The Hobbit will now span the two movies. A lot of the stuff in the 'inbetween' movie concept has been retained but now integrated into the timeframe of The Hobbit. Some elements that appear quite late in the day in The Hobbit, such as the character of Bard, will be given more of an introduction and build-up. The White Council, Gandalf, Dol Guldur and Sauron are the elements they are looking at focusing on. There will also be detailed flashbacks to Gandalf's journey to Dol Guldur and his meeting with Thrain. The Thrain-Thorin connection sounds like it will be used to integrate Gandalf's side-adventure with the story of Bilbo and the dwarves more closely. Pretty much every scene in The Hobbit should make it into the two movies. They confirm that Beorn and the Mirkwood spiders will be in the film. There will still be 13 dwarves but Del Toro wants to really explore five or six of them, presumably the ones who have a big role in the book or are referenced in the LotR (so presumably Gloin and Balin will have some screen-time). Jackson says specifically they don't want the gang to be Gandalf, Bilbo, Thorin and 12 random sidekicks.
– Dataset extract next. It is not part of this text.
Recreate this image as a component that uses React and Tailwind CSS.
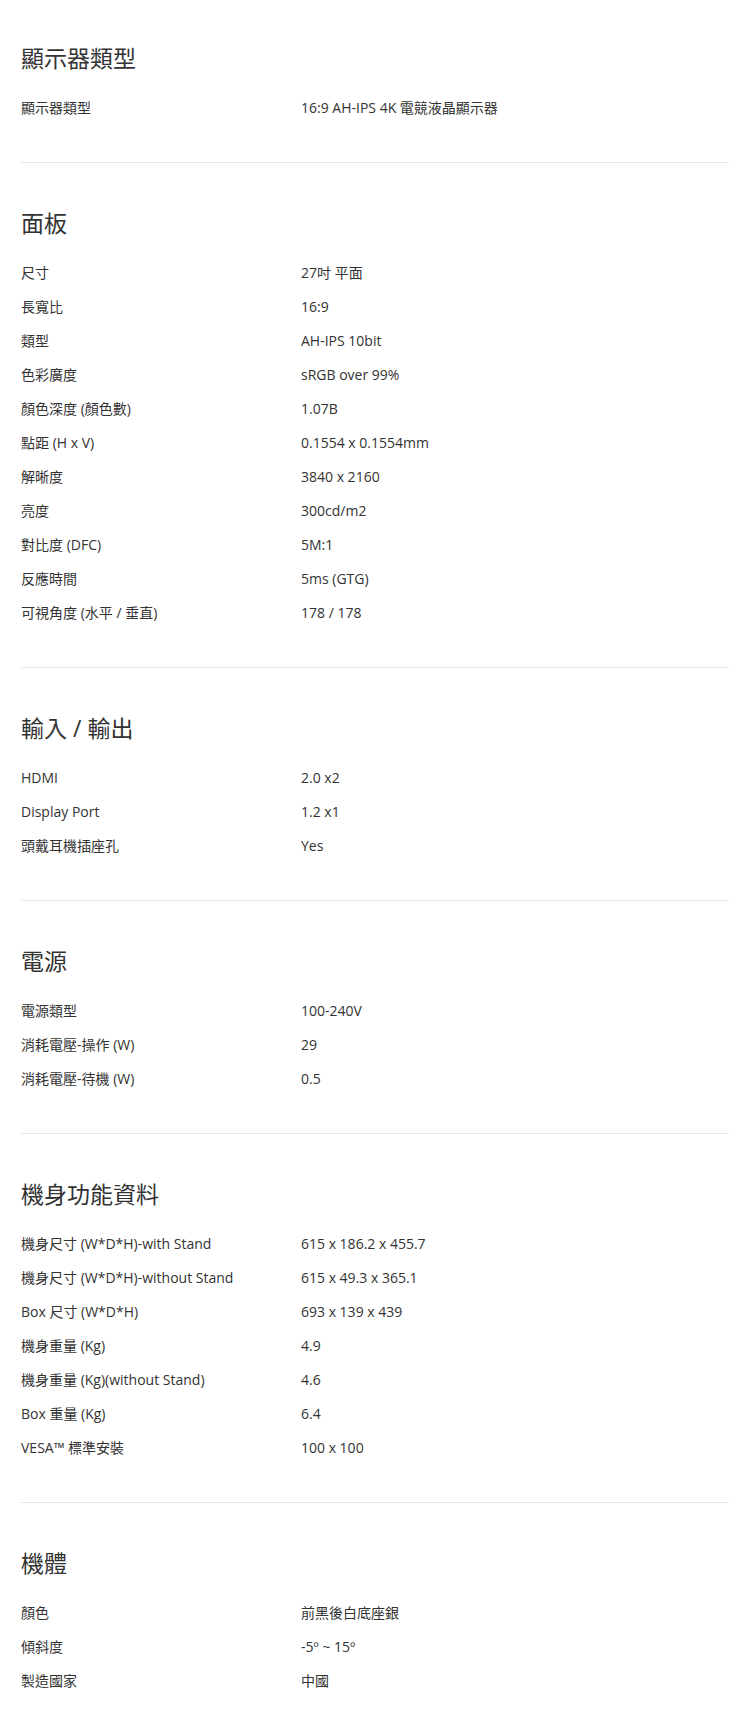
import React from "react";

const specs = [
  {
    title: "顯示器類型",
    rows: [["顯示器類型", "16:9 AH-IPS 4K 電競液晶顯示器"]],
  },
  {
    title: "面板",
    rows: [
      ["尺寸", "27吋 平面"],
      ["長寬比", "16:9"],
      ["類型", "AH-IPS 10bit"],
      ["色彩廣度", "sRGB over 99%"],
      ["顏色深度 (顏色數)", "1.07B"],
      ["點距 (H x V)", "0.1554 x 0.1554mm"],
      ["解晰度", "3840 x 2160"],
      ["亮度", "300cd/m2"],
      ["對比度 (DFC)", "5M:1"],
      ["反應時間", "5ms (GTG)"],
      ["可視角度 (水平 / 垂直)", "178 / 178"],
    ],
  },
  {
    title: "輸入 / 輸出",
    rows: [
      ["HDMI", "2.0 x2"],
      ["Display Port", "1.2 x1"],
      ["頭戴耳機插座孔", "Yes"],
    ],
  },
  {
    title: "電源",
    rows: [
      ["電源類型", "100-240V"],
      ["消耗電壓-操作 (W)", "29"],
      ["消耗電壓-待機 (W)", "0.5"],
    ],
  },
  {
    title: "機身功能資料",
    rows: [
      ["機身尺寸 (W*D*H)-with Stand", "615 x 186.2 x 455.7"],
      ["機身尺寸 (W*D*H)-without Stand", "615 x 49.3 x 365.1"],
      ["Box 尺寸 (W*D*H)", "693 x 139 x 439"],
      ["機身重量 (Kg)", "4.9"],
      ["機身重量 (Kg)(without Stand)", "4.6"],
      ["Box 重量 (Kg)", "6.4"],
      ["VESA™ 標準安裝", "100 x 100"],
    ],
  },
  {
    title: "機體",
    rows: [
      ["顏色", "前黑後白底座銀"],
      ["傾斜度", "-5º ~ 15º"],
      ["製造國家", "中國"],
    ],
  },
];

const SpecSection = ({ section, first, last }) => (
  <section
    className={`${first ? "pt-[42px]" : "pt-[44px]"} ${
      last ? "" : "pb-[38px] border-b border-[#e5e5e5]"
    }`}
  >
    <h2 className="h-[32px] leading-[32px] text-[23px] font-normal text-[#333] mb-[16px]">
      {section.title}
    </h2>

    {section.rows.map(([label, value], i) => (
      <div key={i} className="flex h-[34px] items-center text-[14px] text-[#333]">
        <div className="w-[280px] shrink-0">{label}</div>
        <div>{value}</div>
      </div>
    ))}
  </section>
);

const App = () => {
  return (
    <div
      className="bg-white min-h-[1711px] px-[21px]"
      style={{ fontFamily: '"Open Sans", "Noto Sans CJK TC", sans-serif' }}
    >
      {specs.map((section, index) => (
        <SpecSection
          key={section.title}
          section={section}
          first={index === 0}
          last={index === specs.length - 1}
        />
      ))}
    </div>
  );
};

export default App;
Del Toro says he sees the films very much as Bilbo's journey 'there and back again' and the experiences he has that transform him. Despite the expanded scope, that will remain the core of the movies. He also says that some of the dramatically counter-intuitive moments from the book will stay. Bilbo will probably still be out cold during the Battle of Five Armies, as that's a favourite part of his from the book. Visually the films will be a continuity match for LotR: the Shire will look identical (hopefully), for example. Tonally some things may be different. The trolls will talk as they do in the book (no word on the wargs). My guess is that the Hobbit trolls will simply be called a different sub-species to the ones in LotR.


At the moment the plan is not to make the movies in 3D, since that would make the movies look too different to the original trilogy. If a way can be found to overcome that obstacle they might go 3D, otherwise not.


In related news, The Lovely Bones now has a finalised release date of December 2009 in the USA and January 2010 in the UK. The movie has been done for a while but post-production has been considerably more demanding than first envisaged and the studio decided to make it more of a big holiday film and wanted it out for Christmas instead.